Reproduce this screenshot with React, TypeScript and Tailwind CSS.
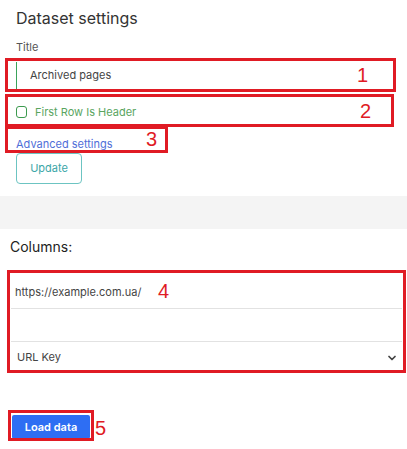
import { ChevronDown } from "lucide-react";

const font = { fontFamily: "Inter, 'Noto Sans', sans-serif" };

// red annotation frames drawn over the screenshot
function Mark({ className, n, numClass }: { className: string; n: string; numClass: string }) {
  return (
    <div className={`pointer-events-none absolute border-[3px] border-[#e01b24] ${className}`}>
      <span className={`absolute text-[20px] leading-none text-[#e01b24] ${numClass}`} style={{ fontFamily: "'Liberation Sans', sans-serif" }}>
        {n}
      </span>
    </div>
  );
}

export default function App() {
  return (
    <div className="relative h-[449px] w-[407px] overflow-hidden bg-white" style={font}>
      <div className="rounded-b-lg bg-white px-4 pb-[12px] pt-[8px]">
        <h1 className="text-[16px] leading-[20px] text-[#333]">Dataset settings</h1>
        <div className="mt-[12px] text-[11px] leading-[14px] text-[#555]">Title</div>
        <div className="mt-[8px] flex h-[27px] items-center border-l border-[#3aa35a] pl-[13px] text-[11px] text-[#444]">
          Archived pages
        </div>
        <label className="mt-[16px] flex h-[14px] items-center gap-[8px] text-[11px] text-[#5aa55f]">
          <span className="h-[12px] w-[11px] rounded-[3px] border border-[#3c9a4e]" />
          First Row Is Header
        </label>
        <a className="mt-[18px] block text-[11px] leading-[14px] text-[#4f6ed8]">Advanced settings</a>
        <button className="mt-[2px] h-[31px] w-[66px] rounded-[4px] border border-[#6cc4c2] text-[11px] text-[#3ba6a8]">
          Update
        </button>
      </div>
      <div className="h-[33px] bg-[#f4f4f4]" />
      <div className="pl-[10px] pr-[5px] pt-[8px]">
        <div className="text-[14px] leading-[20px] text-[#222]">Columns:</div>
        <div className="mt-[19px] ml-[1px] flex flex-col">
          <div className="flex h-[33px] items-center border-b border-[#e2e2e2] px-[4px] text-[11px] text-[#444]">
            https://example.com.ua/
          </div>
          <div className="h-[33px] border-b border-[#e2e2e2]" />
          <div className="flex h-[31px] items-center justify-between pl-[6px] pr-[4px] text-[11px] text-[#444]">
            URL Key
            <ChevronDown size={12} strokeWidth={3.5} className="text-[#444]" />
          </div>
        </div>
        <button className="mt-[42px] ml-[2px] h-[24px] w-[78px] rounded-[2px] bg-[#2e6ef3] text-[11px] font-semibold text-white">
          Load data
        </button>
      </div>

      <Mark className="left-[5px] top-[58px] h-[34px] w-[391px]" n="1" numClass="right-[25px] top-[4px]" />
      <Mark className="left-[5px] top-[94px] h-[33px] w-[389px]" n="2" numClass="right-[20px] top-[4px]" />
      <Mark className="left-[5px] top-[126px] h-[27px] w-[163px]" n="3" numClass="right-[8px] top-[0px]" />
      <Mark className="left-[7px] top-[270px] h-[103px] w-[399px]" n="4" numClass="left-[148px] top-[8px]" />
      <Mark className="left-[8px] top-[410px] h-[31px] w-[86px]" n="5" numClass="-right-[15px] top-[5px]" />
    </div>
  );
}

* _AIM OF THE TASK_:
Leave the pictures out, and print every line of the listing exactly as written.

* _EXPECTED ANSWER_:
Reproduce this screenshot with React, TypeScript and Tailwind CSS.
import { ChevronDown } from "lucide-react";

const font = { fontFamily: "Inter, 'Noto Sans', sans-serif" };

// red annotation frames drawn over the screenshot
function Mark({ className, n, numClass }: { className: string; n: string; numClass: string }) {
  return (
    <div className={`pointer-events-none absolute border-[3px] border-[#e01b24] ${className}`}>
      <span className={`absolute text-[20px] leading-none text-[#e01b24] ${numClass}`} style={{ fontFamily: "'Liberation Sans', sans-serif" }}>
        {n}
      </span>
    </div>
  );
}

export default function App() {
  return (
    <div className="relative h-[449px] w-[407px] overflow-hidden bg-white" style={font}>
      <div className="rounded-b-lg bg-white px-4 pb-[12px] pt-[8px]">
        <h1 className="text-[16px] leading-[20px] text-[#333]">Dataset settings</h1>
        <div className="mt-[12px] text-[11px] leading-[14px] text-[#555]">Title</div>
        <div className="mt-[8px] flex h-[27px] items-center border-l border-[#3aa35a] pl-[13px] text-[11px] text-[#444]">
          Archived pages
        </div>
        <label className="mt-[16px] flex h-[14px] items-center gap-[8px] text-[11px] text-[#5aa55f]">
          <span className="h-[12px] w-[11px] rounded-[3px] border border-[#3c9a4e]" />
          First Row Is Header
        </label>
        <a className="mt-[18px] block text-[11px] leading-[14px] text-[#4f6ed8]">Advanced settings</a>
        <button className="mt-[2px] h-[31px] w-[66px] rounded-[4px] border border-[#6cc4c2] text-[11px] text-[#3ba6a8]">
          Update
        </button>
      </div>
      <div className="h-[33px] bg-[#f4f4f4]" />
      <div className="pl-[10px] pr-[5px] pt-[8px]">
        <div className="text-[14px] leading-[20px] text-[#222]">Columns:</div>
        <div className="mt-[19px] ml-[1px] flex flex-col">
          <div className="flex h-[33px] items-center border-b border-[#e2e2e2] px-[4px] text-[11px] text-[#444]">
            https://example.com.ua/
          </div>
          <div className="h-[33px] border-b border-[#e2e2e2]" />
          <div className="flex h-[31px] items-center justify-between pl-[6px] pr-[4px] text-[11px] text-[#444]">
            URL Key
            <ChevronDown size={12} strokeWidth={3.5} className="text-[#444]" />
          </div>
        </div>
        <button className="mt-[42px] ml-[2px] h-[24px] w-[78px] rounded-[2px] bg-[#2e6ef3] text-[11px] font-semibold text-white">
          Load data
        </button>
      </div>

      <Mark className="left-[5px] top-[58px] h-[34px] w-[391px]" n="1" numClass="right-[25px] top-[4px]" />
      <Mark className="left-[5px] top-[94px] h-[33px] w-[389px]" n="2" numClass="right-[20px] top-[4px]" />
      <Mark className="left-[5px] top-[126px] h-[27px] w-[163px]" n="3" numClass="right-[8px] top-[0px]" />
      <Mark className="left-[7px] top-[270px] h-[103px] w-[399px]" n="4" numClass="left-[148px] top-[8px]" />
      <Mark className="left-[8px] top-[410px] h-[31px] w-[86px]" n="5" numClass="-right-[15px] top-[5px]" />
    </div>
  );
}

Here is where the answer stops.